Be proud to be who you are and seek to truly say something in this lifetime.

Be more interested in ten living poets than ten dead ones.
Stop giving your money to film schools and take that money and just make your own movie.
Support artists in your own neighborhood or start with artists in need who may be of a similar ancestral or cultural background.
If possible, collaborate, trade ideas, have arguments, and make love to other artists. Understand that the time is now, the seeds must be planted now. And it doesn’t matter how old you are. In fact, if you’re as nuts as I am and you’ve read this far: try to cross-pollinate and if you’re older and wiser, lend some of our time or energy to a younger artist’s enterprise. Or maybe just offer to provide honest constructive criticism.
If you have no money, barter. Trade and help each other. In fact, maybe this is where we should start. I’ll write for you, you paint for me, Aliyah can cook, Curt can drive, etc. Find the naturalness, the “real-ness,” the folk art within any medium – all over again.

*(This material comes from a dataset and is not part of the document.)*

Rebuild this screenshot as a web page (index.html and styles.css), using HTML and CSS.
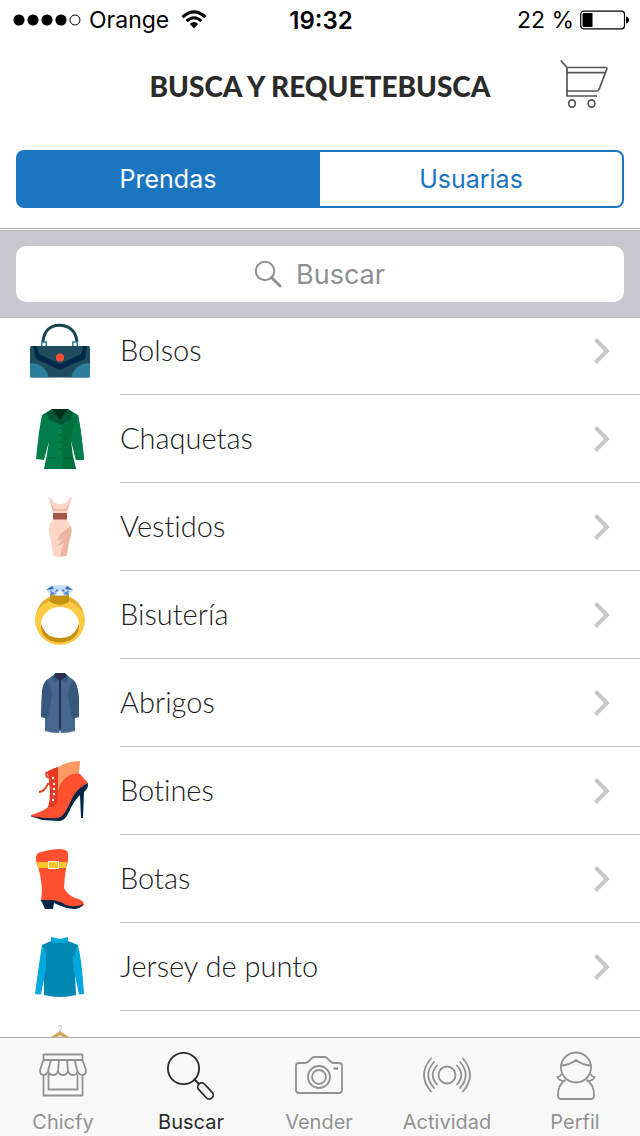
FILE: index.html
```html
<!DOCTYPE html>
<html lang="es">
<head>
<meta charset="utf-8">
<meta name="viewport" content="width=device-width">
<title>Busca y requetebusca</title>
<link rel="stylesheet" href="styles.css">
</head>
<body>
<div class="app">
  <div class="status">
    <div class="status-left">
      <svg class="signal" width="68" height="12" viewBox="0 0 68 12"><circle cx="6" cy="6" r="5.6"/><circle cx="20" cy="6" r="5.6"/><circle cx="34" cy="6" r="5.6"/><circle cx="48" cy="6" r="5.6"/><circle cx="62" cy="6" r="5" fill="#fff" stroke="#000"/></svg>
      <span>Orange</span>
      <svg class="wifi" width="26" height="20" viewBox="0 0 26 20" fill="none" stroke="#000" stroke-width="3"><path d="M1.5 7.2Q13-3.6 24.500 7.200M5.500 11.200Q13 4.200 20.500 11.200"/><path d="M8.800 14Q13 10.200 17.200 14L13 18.500Z" fill="#000" stroke="none"/></svg>
    </div>
    <time class="clock">19:32</time>
    <div class="status-right">
      <span>22 %</span>
      <svg width="49" height="20" viewBox="0 0 49 20"><rect x=".7" y="1.200" width="43.800" height="17.600" rx="3" fill="#fff" stroke="#000" stroke-width="1.200"/><path d="M3.500 3H12.500V17H3.500Q2.500 17 2.500 16V4Q2.500 3 3.500 3ZM46 6.500Q49 7.500 49 10T46 13.500Z"/></svg>
    </div>
  </div>
  <header class="header">
    <h1 class="title">BUSCA Y REQUETEBUSCA</h1>
    <button class="cart" aria-label="Carrito">
      <svg width="48" height="48" viewBox="0 0 48 48" fill="none" stroke="#555" stroke-width="1.700" stroke-linejoin="round"><path d="M.8.500 7 7.500V36H37M7 7.500H45.500Q47.200 7.500 46.800 9L39 29.500Q38.300 31 37 31H7M7 12.700H45.500"/><ellipse cx="12" cy="43.500" rx="3.300" ry="3.700"/><ellipse cx="31.500" cy="43.500" rx="3.300" ry="3.700"/></svg>
    </button>
  </header>
  <div class="segments">
    <button class="segment segment-on" aria-pressed="true">Prendas</button>
    <button class="segment" aria-pressed="false">Usuarias</button>
  </div>
  <div class="search">
    <label class="search-box">
      <svg width="28" height="28" viewBox="0 0 28 28" fill="none" stroke="#8e8e93" stroke-width="2"><circle cx="11" cy="11" r="9.200"/><path d="M17.500 17.500 26 26" stroke-width="2.800" stroke-linecap="round"/></svg>
      <input class="search-input" type="text" placeholder="Buscar" aria-label="Buscar">
    </label>
  </div>
  <main class="results">
    <ul class="list">
      <li><a class="row" href="#bolsos">
        <svg class="pic" viewBox="0 0 60 60"><path d="M13 21C14 9 21 4.200 29.500 4.200S46 9 47 21" fill="none" stroke="#174352" stroke-width="3"/><path d="M11.700 25V21h4.600v4M42.700 25V21h4.600v4" fill="none" stroke="#2d7f9b" stroke-width="1.500"/><rect y="25" width="60" height="31.500" rx="1.500" fill="#1f4d5e"/><path d="M0 42C10 42 17 48 19 56.500H1.500Q0 56.500 0 55ZM60 42C50 42 43 48 41 56.500H58.500Q60 56.500 60 55Z" fill="#2c7f9d"/><path d="M3 25H7L9 33 30 43 51 33 53 25H57L55 38 43 43 30 49 17 43 6 38Z" fill="#002949"/><circle cx="30" cy="36.500" r="4" fill="#ff4e31"/></svg>
        <span class="name">Bolsos</span><svg class="chevron" viewBox="0 0 18 26"><path d="M2.500 1.500 14 13 2.500 24.500"/></svg></a></li>
      <li><a class="row" href="#chaquetas">
        <svg class="pic" viewBox="0 0 60 60"><path d="M22 0 12 6Q9 20 6 50L14 51 19 32 17 45 14 60H46L42 45 41 32 46 51H54Q51 20 48 6L38 0Z" fill="#007d48"/><path d="M30 12 48 7 43 20 41 34 43 47 46 60H32V13Z" fill="#00703f"/><path d="M46 14 48 6Q51 20 54 50L46 51 41 30Z" fill="#007d48"/><path d="M22 0 16 5 19 8 18 10 31 16 42 10 41 8 44 5 38 0 30 11Z" fill="#005936"/><path d="M22 0H38L30 11Z" fill="#002e1c"/><path d="M18 49H26M35 49H42" stroke="#00643a"/><g fill="#00552f"><circle cx="30.500" cy="19" r=".8"/><circle cx="30.500" cy="26" r=".8"/><circle cx="30.500" cy="33" r=".8"/><circle cx="30.500" cy="40" r=".8"/></g></svg>
        <span class="name">Chaquetas</span><svg class="chevron" viewBox="0 0 18 26"><path d="M2.500 1.500 14 13 2.500 24.500"/></svg></a></li>
      <li><a class="row" href="#vestidos">
        <svg class="pic" viewBox="0 0 60 60"><path d="M18.500 0 21 1C24 6 26 7 30 7S37 6 39.500 1L42 0 38 11Q36.500 15 37 22L41 30Q42.500 37 39 45L37 59Q30 61 23.500 59L21 44Q17 34 20 27L23 22V15Q22 11 18.500 0Z" fill="#ffd5c8"/><path d="M18.500 0 23 10Q26 13 30 12 35 14 38 8L42 0 37 14H23ZM41 29 30 37 27 44 33 42 26 50 34 46 30 59H36.500L39 45Q42.500 38 41 29Z" fill="#ecb4a2"/><path d="M23 16H37V22.500H23Z" fill="#a4594b"/></svg>
        <span class="name">Vestidos</span><svg class="chevron" viewBox="0 0 18 26"><path d="M2.500 1.500 14 13 2.500 24.500"/></svg></a></li>
      <li><a class="row" href="#bisuteria">
        <svg class="pic" viewBox="0 0 60 60"><path fill-rule="evenodd" fill="#ffcb45" d="M30 10A25 25 0 1 0 30 60 25 25 0 1 0 30 10ZM30 22A19 17.500 0 0 1 30 57 19 17.500 0 0 1 30 22Z"/><path d="M11 39C10 51 19 57.500 30 57.500S50 51 49 39C45 50 38 53 30 53S15 50 11 39ZM20 9H39V17Q30 23 20 17Z" fill="#c69212"/><path d="M20 12V16Q13 18 7 26 11 15 20 12ZM39 12V16Q47 19 53 28 49 15 39 12Z" fill="#e2ac2e"/><path d="M22 1Q30-1 38 1L43 5 38 10Q30 12 22 10L16 5Z" fill="#c4dcf5"/><path d="M22 1 24 4 16 5ZM37 1 43 5 35 4Z" fill="#286abf"/><path d="M20 5 26 9 21 10ZM39 5 33 9 38 10ZM26 4 29 5 25 8ZM34 4 31 5 35 8Z" fill="#558dce"/><path d="M30 5 34 10H26Z" fill="#f4f9ff"/></svg>
        <span class="name">Bisutería</span><svg class="chevron" viewBox="0 0 18 26"><path d="M2.500 1.500 14 13 2.500 24.500"/></svg></a></li>
      <li><a class="row" href="#abrigos">
        <svg class="pic" viewBox="0 0 60 60"><path d="M25 1 18 6Q13 9 12 19L11 44 15 45V58Q21 60 29 60L30 57 31 60Q39 60 45 58V45L49 44V27Q48 10 42 6L36 1Z" fill="#48678f"/><path d="M18 6Q13 9 12 19L11 44 18 45 22 21Q21 12 17 8ZM42 6Q48 9 49 27V44L42 45 38 22Q39 12 43 8Z" fill="#35587d"/><path d="M25 1 22 5 25 10 29 6V57H31V6L36 10 38 5 35 1Z" fill="#35587d"/><path d="M25 0H35L37 3 31 7V56H29V7L24 3Z" fill="#292b52"/></svg>
        <span class="name">Abrigos</span><svg class="chevron" viewBox="0 0 18 26"><path d="M2.500 1.500 14 13 2.500 24.500"/></svg></a></li>
      <li><a class="row" href="#botines">
        <svg class="pic" viewBox="0 0 60 60"><path d="M18 10Q24 7 28 6V30L18 48Q20 38 20 30Z" fill="#e43b22"/><path d="M28 6Q38 0 50 0L49 13 28 31Z" fill="#ff9a64"/><path d="M1 54Q14 50 18 46C26 48 29 37 28 30 32 16 42 11 50 13L58 22Q49 28 46 36 39 51 34 57 30 60 1 56Z" fill="#ff5130"/><path d="M18 46C28 48 29 38 28 29V6L20 10V30Q21 40 18 46Z" fill="#e43b22"/><path d="M1 55Q16 58 28 57C36 55 39 42 44 34Q49 26 58 22 59 27 54 31L53 57H51L50 34Q43 41 39 51 35 60 29 60L12 59Z" fill="#002846"/><path d="M20 15Q16 9 16 13T22 17Q20 24 18 23 14 31 9 31" fill="none" stroke="#e43b22" stroke-width="1.800"/><g fill="#fff"><circle cx="23" cy="17" r="1.200"/><circle cx="24" cy="23" r="1.200"/><circle cx="24" cy="28" r="1.200"/><circle cx="24" cy="33" r="1.200"/><circle cx="23" cy="39" r="1.200"/></g></svg>
        <span class="name">Botines</span><svg class="chevron" viewBox="0 0 18 26"><path d="M2.500 1.500 14 13 2.500 24.500"/></svg></a></li>
      <li><a class="row" href="#botas">
        <svg class="pic" viewBox="0 0 60 60"><path d="M8 4Q21 0 29 0 37 0 38 4V12Q35 20 34 39C38 46 43 49 49 50Q54 52 54 56 49 60 39 58L26 53H11L12 40Q11 25 6 12V7Z" fill="#ff5130"/><path d="M7 13H37L36 19H8Z" fill="#ffc42e"/><path d="M18.500 12.500H28.500V19.500H18.500Z" fill="none" stroke="#fff"/><path d="M11 51H22Q30 52 36 56 45 59 54 55 50 60 44 60 37 60 31 57L24 54 23 60H15Z" fill="#002846"/></svg>
        <span class="name">Botas</span><svg class="chevron" viewBox="0 0 18 26"><path d="M2.500 1.500 14 13 2.500 24.500"/></svg></a></li>
      <li><a class="row" href="#jersey">
        <svg class="pic" viewBox="0 0 60 60"><path d="M21 4 12 8 14 34V58Q30 62 46 58L45 37 48 8 38 4Z" fill="#0087b2"/><path d="M12 8 16 16 16 32 11 57.500 5 57Q8 33 12 8ZM48 8 43 20 44 34 49 57.500 54 57Q52 25 48 8ZM21 0 30 2 38 0V5Q30 7 21 5Z" fill="#00a9dd"/></svg>
        <span class="name">Jersey de punto</span><svg class="chevron" viewBox="0 0 18 26"><path d="M2.500 1.500 14 13 2.500 24.500"/></svg></a></li>
      <li><a class="row" href="#mas" aria-label="Más prendas">
        <svg class="pic" viewBox="0 0 60 60" fill="none"><path d="M28 2Q29 0 31 1C33 4 29 4 30 7" stroke="#bfc3c7" stroke-width="1"/><path d="M18 15Q25 12 30 8 35 12 42 15" stroke="#d5a258" stroke-width="3"/></svg></a></li>
    </ul>
  </main>
  <nav class="tabs">
    <a class="tab" href="#chicfy"><svg class="tab-icon" viewBox="0 0 48 48"><path d="M4.500 8V2.500H43.500V8ZM4.500 8 1 18Q1 23 4.500 23T9 19Q10 23 14 23T19 19Q20 23 24 23T29 19Q30 23 34 23T38.500 19Q40 23 43.500 23T47 18L43.500 8M12 8 9 19M20 8 19 19M28 8 29 19M35.500 8 38.500 19M4.500 23V43.500H43.500V23M9.500 23V37.500H38.500V23"/></svg><span>Chicfy</span></a>
    <a class="tab tab-on" href="#buscar" aria-current="page"><svg class="tab-icon" viewBox="0 0 48 48"><circle cx="16.500" cy="16.500" r="15.600"/><path d="M27.500 27.500 31.500 31.500"/><rect x="29" y="35" width="19" height="8" rx="4" transform="rotate(47 38.500 39)"/></svg><span>Buscar</span></a>
    <a class="tab" href="#vender"><svg class="tab-icon" viewBox="0 0 48 48"><path d="M3.500 11H10Q12 11 14 9L17 6Q18 5 20 5H29Q31 5 32 6L35 9Q37 11 39 11H44Q47 11 47 14V38Q47 41 44 41H4Q1 41 1 38V14Q1 11 3.500 11Z"/><circle cx="24" cy="25" r="11"/><circle cx="24" cy="25" r="7"/><path d="M38.500 16.500H43" stroke-width="2.500" stroke-linecap="butt"/></svg><span>Vender</span></a>
    <a class="tab" href="#actividad"><svg class="tab-icon" viewBox="0 0 48 48"><circle cx="24" cy="23" r="8.500"/><path d="M8 6.500Q-6 23 8 39.500M11 10Q-.5 23 11 36M14 13.500Q5.500 23 14 32.500M40 6.500Q54 23 40 39.500M37 10Q48.500 23 37 36M34 13.500Q42.500 23 34 32.500"/></svg><span>Actividad</span></a>
    <a class="tab" href="#perfil"><svg class="tab-icon" viewBox="0 0 48 48"><circle cx="25" cy="15.500" r="15"/><path d="M10 13.500Q19 13 25 8 31 13 40 13.500M10 22.500Q9 25 6.500 25 8 29 13.500 29M40 22.500Q41 25 43.500 25 42 29 36.500 29M14 28Q7 33 7 43 7 47 10 47H40Q43 47 43 43 43 33 36 28"/></svg><span>Perfil</span></a>
  </nav>
</div>
</body>
</html>
```
FILE: styles.css
```css
* { box-sizing: border-box; }
body { margin: 0; background: #fff; color: #2b2b2b; font-family: Inter, "Liberation Sans", sans-serif; }
button, input { font: inherit; border: 0; padding: 0; background: none; }
a { color: inherit; text-decoration: none; }
svg { flex: none; display: block; }

.app { display: flex; flex-direction: column; height: 100vh; }

.status { display: grid; grid-template-columns: 1fr auto 1fr; align-items: center; flex: none; height: 40px; padding: 0 11px 0 13px; color: #000; font-size: 24px; }
.status-left, .status-right { display: flex; align-items: center; gap: 8px; }
.status-left { font-size: 23px; }
.wifi { margin-left: 4px; }
.status-right { justify-content: flex-end; gap: 6px; font-size: 23px; }
.clock { font-weight: 600; }

.header { display: grid; grid-template-columns: 48px 1fr 48px; align-items: center; flex: none; height: 88px; padding: 0 32px; }
.title { grid-column: 2; margin: 0; padding-top: 4px; text-align: center; font-family: "Lato Black", Lato, sans-serif; font-weight: 900; font-size: 28px; white-space: nowrap; }
.cart { display: block; }

.segments { display: grid; grid-template-columns: 1fr 1fr; flex: none; height: 58px; margin: 22px 16px; }
.segment { border: 2px solid #1b75c1; border-left: 0; border-radius: 0 8px 8px 0; color: #1b75c1; font-size: 25px; }
.segment-on { border: 0; border-radius: 8px 0 0 8px; background: #1b75c1; color: #fff; }

.search { flex: none; padding: 15px 16px; background: #c9c8ce; border-top: 1px solid #b2b2b4; border-bottom: 1px solid #b2b2b4; outline: 1px solid #fff; box-shadow: 0 -2px #b2b2b2; }
.search-box { display: flex; align-items: center; justify-content: center; gap: 14px; height: 56px; border-radius: 10px; background: #fff; }
.search-input { width: 90px; color: #2b2b2b; outline: 0; font-size: 27px; }
.search-input::placeholder { color: #8e8e93; opacity: 1; }

.results { flex: 1; min-height: 0; overflow: hidden; }
.list { margin: -11px 0 0; padding: 0; list-style: none; }
.row { display: flex; align-items: center; height: 88px; padding: 0 29px 0 30px; gap: 30px; background: linear-gradient(#c8c7cc, #c8c7cc) 120px 100% / 100% 1px no-repeat; }
.pic { width: 60px; height: 60px; }
.name { flex: 1; padding-bottom: 4px; color: #1c1c1c; font-family: "Lato Light", Lato, sans-serif; font-weight: 300; font-size: 29px; font-variant-ligatures: none; }
.chevron { width: 18px; height: 26px; fill: none; stroke: #c7c7cc; stroke-width: 4; }

.tabs { display: grid; grid-template-columns: repeat(5, 1fr); flex: none; height: 99px; border-top: 1px solid #adadad; background: #f8f8f8; }
.tab { display: flex; flex-direction: column; align-items: center; gap: 10px; padding: 14px 2px 0 0; color: #929292; font-size: 20px; line-height: 25px; }
.tab-on { color: #2b2b2b; }
.tab-icon { width: 48px; height: 48px; fill: none; stroke: currentColor; stroke-width: 1.8; stroke-linejoin: round; stroke-linecap: round; overflow: visible; }
```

Try – very conscientiously – to disown any influence from pop culture, school, the established mores of art, etc. — and develop your own ideas and put them forth like a strong handshake, a bright smile, or a passionate bear hug. We must rid ourselves of the hateful, hollow, dangerous, and miraculously socio-pathic tendencies of the establishment’s corporate media. Whether it’s Fox 5 or MTV or Harper Collins. At this point, I suspect they are all the same. So for the independent-minded writer who self publishes but salivates at Hollywood movies — I have to take the time to make him understand he is part of the problem, not the solution.

*

There is no reason why the arts and the artists have to feel abused, overwhelmed, or irrelevant because they are not on Page Six or at some awards show or being groomed by MOMA.

Politicians stick together, so should Artists. Things are only “bad” because they have divided and conquered us. We are the new colonized, oppressed, and forsaken. And we hail from all walks of life, all races, all countries. Even the ones that don’t exist yet.

Remember who you are, why you do what you do, what means most to you…and what keeps you honest. Remember that if money were an indication of talent, insight, or importance than everyone on the top ten right now would be more important or special than Billy Strayhorn, Janis Joplin, Emily Dickinson, John Cassavetes, and Van Gogh. And that’s just for starters.

Get your priorities straight: we need money, obviously. But we don’t need to pander and humiliate ourselves consistently for money in order to embark on projects not worthy…
I think the challenge here is for artists to take the arts and all that it implies into their own hands and start figuring out new ways of seeing, feeling, and sensing again.
The arts, frankly, needs…art.

And so I say once again: A shot in the dark, a mark on the cave wall – that’s all we are.
And that itself is precious enough.

Support living artists or you will see no visions or receive any prophecies.